By identifying potential sales channels and optimising pricing and promotion strategies, you can increase sales and sustain the growth of your food business.

Expanding Your Brand Awareness

Building brand awareness is crucial for any food business to grow and reach new customers. In this section, we’ll discuss the importance of brand awareness for food businesses and offer tactics for building brand awareness.

The Importance of Brand Awareness

Brand awareness is critical for any business to succeed, but it’s especially true for food businesses. In a crowded market, it’s crucial to make your food business stand out and build a strong brand image that resonates with your customers. Having a strong brand identity helps establish trust and loyalty with your customers, which can lead to repeat business and positive word-of-mouth recommendations.

Tactics for Building Brand Awareness

Social Media

Social media platforms like Instagram, Facebook, Twitter, and LinkedIn offer an effective way to reach a broad audience and promote your food business. Consistently posting high-quality photos and videos of your food and engaging with your audience can help build a strong social media presence.

Influencer Marketing

Partnering with local influencers or food bloggers can help expand your reach and tap into their audiences.

Local Partnerships

Consider partnering with other local businesses or organisations to host events or sponsor local community initiatives.
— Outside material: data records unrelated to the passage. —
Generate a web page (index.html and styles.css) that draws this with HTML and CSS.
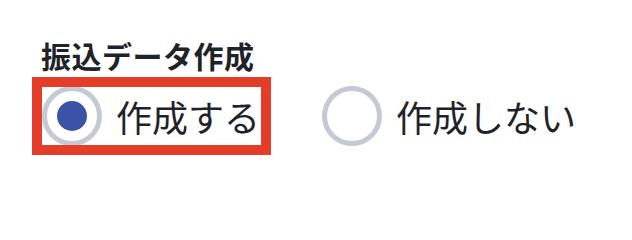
FILE: index.html
```html
<!DOCTYPE html>
<html lang="ja">
<head>
<meta charset="utf-8">
<link rel="stylesheet" href="styles.css">
</head>
<body>
<div class="field">
  <div class="field-label">振込データ作成</div>
  <div class="options">
    <label class="option option--focused">
      <span class="radio radio--checked"><span class="radio-dot"></span></span>
      <span class="option-text">作成する</span>
    </label>
    <label class="option">
      <span class="radio"></span>
      <span class="option-text">作成しない</span>
    </label>
  </div>
</div>
</body>
</html>
```
FILE: styles.css
```css
html, body {
  margin: 0;
  padding: 0;
  background: #ffffff;
}
body {
  width: 632px;
  height: 200px;
  overflow: hidden;
  font-family: "Noto Sans CJK JP", "Noto Sans", sans-serif;
  color: #1f2328;
}
.field {
  padding: 40px 0 0 41px;
}
.field-label {
  font-size: 30px;
  line-height: 30px;
  font-weight: 700;
  letter-spacing: 0.5px;
  color: #1f2328;
}
.options {
  display: flex;
  align-items: center;
  margin-top: 17px;
  margin-left: 1px;
}
.option {
  display: flex;
  align-items: center;
  gap: 14px;
  height: 58px;
  padding-right: 1px;
}
.option + .option {
  margin-left: 61px;
}
.option--focused {
  outline: 10px solid #e43d2a;
}
.radio {
  box-sizing: border-box;
  flex: none;
  width: 60px;
  height: 60px;
  border: 5px solid #c4c9d3;
  border-radius: 50%;
  background: #ffffff;
  display: flex;
  align-items: center;
  justify-content: center;
}
.radio-dot {
  width: 30px;
  height: 30px;
  border-radius: 50%;
  background: #3b52a6;
}
.option-text {
  font-size: 36px;
  line-height: 36px;
  color: #1f2328;
  white-space: nowrap;
}
```
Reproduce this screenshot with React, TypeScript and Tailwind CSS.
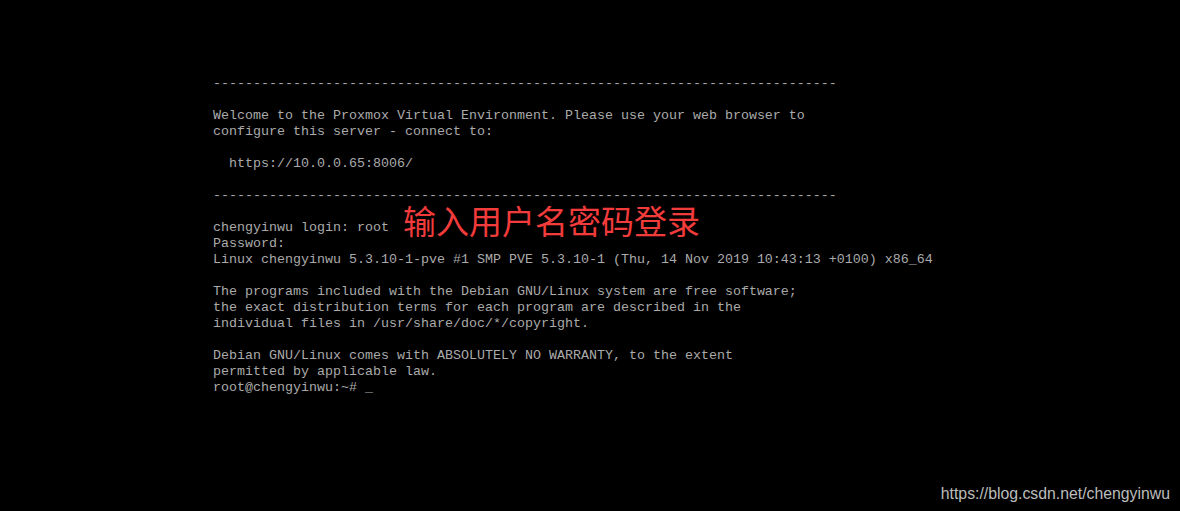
import React from 'react';

const lines: string[] = [
  '-'.repeat(78),
  '',
  'Welcome to the Proxmox Virtual Environment. Please use your web browser to',
  'configure this server - connect to:',
  '',
  '  https://10.0.0.65:8006/',
  '',
  '-'.repeat(78),
  '',
  'chengyinwu login: root',
  'Password:',
  'Linux chengyinwu 5.3.10-1-pve #1 SMP PVE 5.3.10-1 (Thu, 14 Nov 2019 10:43:13 +0100) x86_64',
  '',
  'The programs included with the Debian GNU/Linux system are free software;',
  'the exact distribution terms for each program are described in the',
  'individual files in /usr/share/doc/*/copyright.',
  '',
  'Debian GNU/Linux comes with ABSOLUTELY NO WARRANTY, to the extent',
  'permitted by applicable law.',
  'root@chengyinwu:~# _',
];

export default function App() {
  return (
    <div className="relative w-[1180px] h-[511px] bg-black overflow-hidden">
      {/* console output */}
      <pre className="pl-[213px] pt-[76px] m-0 text-[13.33px] leading-[16px] text-[#aaaaaa] font-['Liberation_Mono','DejaVu_Sans_Mono',monospace]">
        {lines.map((l, i) => (
          <div key={i} className="h-[16px] whitespace-pre">{l}</div>
        ))}
      </pre>

      {/* annotation */}
      <div className="absolute left-[403px] top-[205px] text-[33px] leading-[30px] text-[#f23b3b] font-['Noto_Sans_CJK_SC',sans-serif]">
        输入用户名密码登录
      </div>

      {/* watermark */}
      <div className="absolute right-[10px] bottom-[9px] text-[15.8px] leading-none text-[#bcbcbc] font-['Liberation_Sans',Arial,sans-serif]">
        https://blog.csdn.net/chengyinwu
      </div>
    </div>
  );
}
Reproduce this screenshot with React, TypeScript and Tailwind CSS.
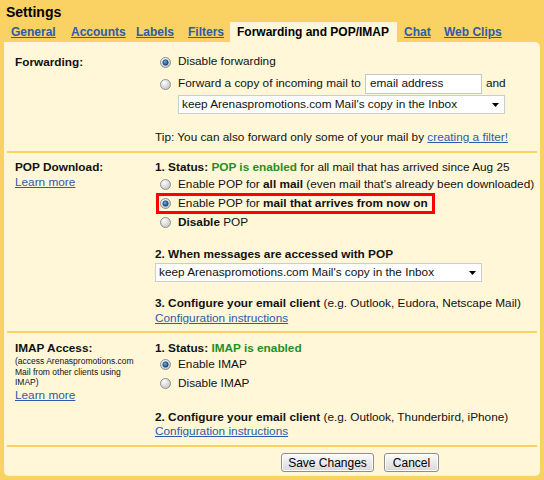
import React from "react";

const LINK = "text-[#2f5aa8] underline";

function Radio({ checked }: { checked?: boolean }) {
  return (
    <svg width="11" height="11" viewBox="0 0 11 11" className="shrink-0">
      <defs>
        <radialGradient id="radioBg" cx="35%" cy="30%" r="75%">
          <stop offset="0" stopColor="#ffffff" />
          <stop offset="1" stopColor="#c4c4c4" />
        </radialGradient>
        <radialGradient id="radioDot" cx="40%" cy="35%" r="70%">
          <stop offset="0" stopColor="#5aaee8" />
          <stop offset="1" stopColor="#0d4d8c" />
        </radialGradient>
      </defs>
      <circle cx="5.5" cy="5.5" r="5" fill="url(#radioBg)" stroke="#8f9294" strokeWidth="1" />
      {checked && <circle cx="5.5" cy="5.5" r="2.7" fill="url(#radioDot)" stroke="#16395f" strokeWidth="0.7" />}
    </svg>
  );
}

function RadioRow({ checked, children, height = "h-[19px]" }: { checked?: boolean; children: React.ReactNode; height?: string }) {
  return (
    <div className={`flex items-center gap-[7px] pl-[5px] ${height}`}>
      <Radio checked={checked} />
      <span className="whitespace-nowrap">{children}</span>
    </div>
  );
}

function SelectBox({ width, className = "" }: { width: string; className?: string }) {
  return (
    <div className={`flex h-[19px] items-center justify-between border border-[#c9ccd1] bg-white pl-[3px] pr-[5px] ${width} ${className}`}>
      <span className="whitespace-nowrap">keep Arenaspromotions.com Mail's copy in the Inbox</span>
      <svg width="7" height="4" viewBox="0 0 7 4">
        <path d="M0 0h7L3.5 4z" fill="#000" />
      </svg>
    </div>
  );
}

function Divider() {
  return <div className="mx-[3px] h-[2px] bg-[#fad163]" />;
}

function Button({ children, width }: { children: React.ReactNode; width: string }) {
  return (
    <button
      type="button"
      className={`h-[19px] rounded-[3px] border border-[#8e8e8e] bg-gradient-to-b from-[#fdfdfd] to-[#d8d8d8] text-[12px] leading-none text-black shadow-[inset_0_0_0_1px_#ffffff] ${width}`}
    >
      {children}
    </button>
  );
}

const tabs = [
  { label: "General", width: "w-[60px]" },
  { label: "Accounts", width: "w-[65px]" },
  { label: "Labels", width: "w-[52px]" },
  { label: "Filters", width: "w-[49px]" }
];

export default function App() {
  return (
    <div
      className="h-[480px] w-[544px] overflow-hidden bg-[#fad163] text-[11.8px] text-[#111]"
      style={{ fontFamily: '"Liberation Sans", Arial, sans-serif' }}
    >
      <div className="h-[22px] pl-[6px] pt-[4px] text-[14px] font-bold leading-[17px] text-black">Settings</div>

      <div className="flex h-[20px] items-center pl-[4px] text-[12px] font-bold">
        {tabs.map((t) => (
          <div key={t.label} className={`pl-[7px] ${t.width}`}>
            <span className={LINK}>{t.label}</span>
          </div>
        ))}
        <div className="flex h-[20px] w-[167px] items-center bg-[#fff7d7] pl-[7px] text-black">
          Forwarding and POP/IMAP
        </div>
        <div className="w-[40px] pl-[7px]">
          <span className={LINK}>Chat</span>
        </div>
        <div className="pl-[7px]">
          <span className={LINK}>Web Clips</span>
        </div>
      </div>

      <div className="ml-[4px] h-[434px] w-[536px] rounded-tr-[5px] rounded-b-[5px] bg-[#fff7d7]">
        {/* Forwarding */}
        <div className="flex h-[109px]">
          <div className="w-[151px] pl-[11px] pt-[12px] font-bold leading-[16px]">Forwarding:</div>
          <div className="pt-[12px]">
            <RadioRow checked height="h-[16px]">Disable forwarding</RadioRow>
            <div className="mt-[4px] flex h-[20px] items-center gap-[7px] pl-[5px]">
              <Radio />
              <span className="whitespace-nowrap">Forward a copy of incoming mail to</span>
              <div className="ml-[-3px] flex h-[20px] w-[117px] items-center border border-[#c4c7cc] bg-white pl-[4px]">
                email address
              </div>
              <span className="ml-[-3px]">and</span>
            </div>
            <SelectBox width="w-[327px]" className="ml-[23px] mt-[1px]" />
            <div className="mt-[15px] h-[16px] whitespace-nowrap leading-[16px]">
              Tip: You can also forward only some of your mail by <span className={LINK}>creating a filter!</span>
            </div>
          </div>
        </div>
        <Divider />

        {/* POP */}
        <div className="flex h-[178px]">
          <div className="w-[151px] pl-[11px] pt-[7px] leading-[15px]">
            <div className="font-bold">POP Download:</div>
            <div className={LINK}>Learn more</div>
          </div>
          <div className="pt-[7px]">
            <div className="h-[15px] whitespace-nowrap leading-[15px]">
              <b>1. Status: </b>
              <b className="text-[#1f8f25]">POP is enabled</b> for all mail that has arrived since Aug 25
            </div>
            <RadioRow>
              Enable POP for <b>all mail</b> (even mail that's already been downloaded)
            </RadioRow>
            <div className="relative">
              <RadioRow checked>
                Enable POP for <b>mail that arrives from now on</b>
              </RadioRow>
              <div className="absolute -bottom-px -top-px left-px w-[279px] border-[3px] border-[#f00]" />
            </div>
            <RadioRow>
              <b>Disable</b> POP
            </RadioRow>
            <div className="mt-[15px] h-[15px] whitespace-nowrap font-bold leading-[15px]">
              2. When messages are accessed with POP
            </div>
            <SelectBox width="w-[327px]" className="mt-[1px]" />
            <div className="mt-[14px] h-[15px] whitespace-nowrap leading-[15px]">
              <b>3. Configure your email client</b> (e.g. Outlook, Eudora, Netscape Mail)
            </div>
            <div className={`leading-[15px] ${LINK}`}>Configuration instructions</div>
          </div>
        </div>
        <Divider />

        {/* IMAP */}
        <div className="flex h-[112px]">
          <div className="w-[151px] pl-[11px] pt-[8px] leading-[15px]">
            <div className="font-bold">IMAP Access:</div>
            <div className="text-[8.5px] leading-[10.5px]">
              (access Arenaspromotions.com
              <br />
              Mail from other clients using
              <br />
              IMAP)
            </div>
            <div className={LINK}>Learn more</div>
          </div>
          <div className="pt-[8px]">
            <div className="h-[14px] whitespace-nowrap leading-[14px]">
              <b>1. Status: </b>
              <b className="text-[#1f8f25]">IMAP is enabled</b>
            </div>
            <RadioRow checked>Enable IMAP</RadioRow>
            <RadioRow>Disable IMAP</RadioRow>
            <div className="mt-[17px] h-[14px] whitespace-nowrap leading-[14px]">
              <b>2. Configure your email client</b> (e.g. Outlook, Thunderbird, iPhone)
            </div>
            <div className={`leading-[14px] ${LINK}`}>Configuration instructions</div>
          </div>
        </div>
        <Divider />

        <div className="flex gap-[10px] pl-[277px] pt-[6px]">
          <Button width="w-[93px]">Save Changes</Button>
          <Button width="w-[55px]">Cancel</Button>
        </div>
      </div>
    </div>
  );
}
This can help build a sense of community around your brand and make your food business more visible.

Public Relations

Creating a media kit or press release to share with local media outlets can help generate press coverage for your food business.

Branding

Creating a unique and recognizable brand identity, including a logo, website, and packaging, can help establish your food business as a reputable and trustworthy brand.

By implementing these tactics, you can expand your brand awareness and reach new customers, leading to increased sales and growth for your food business.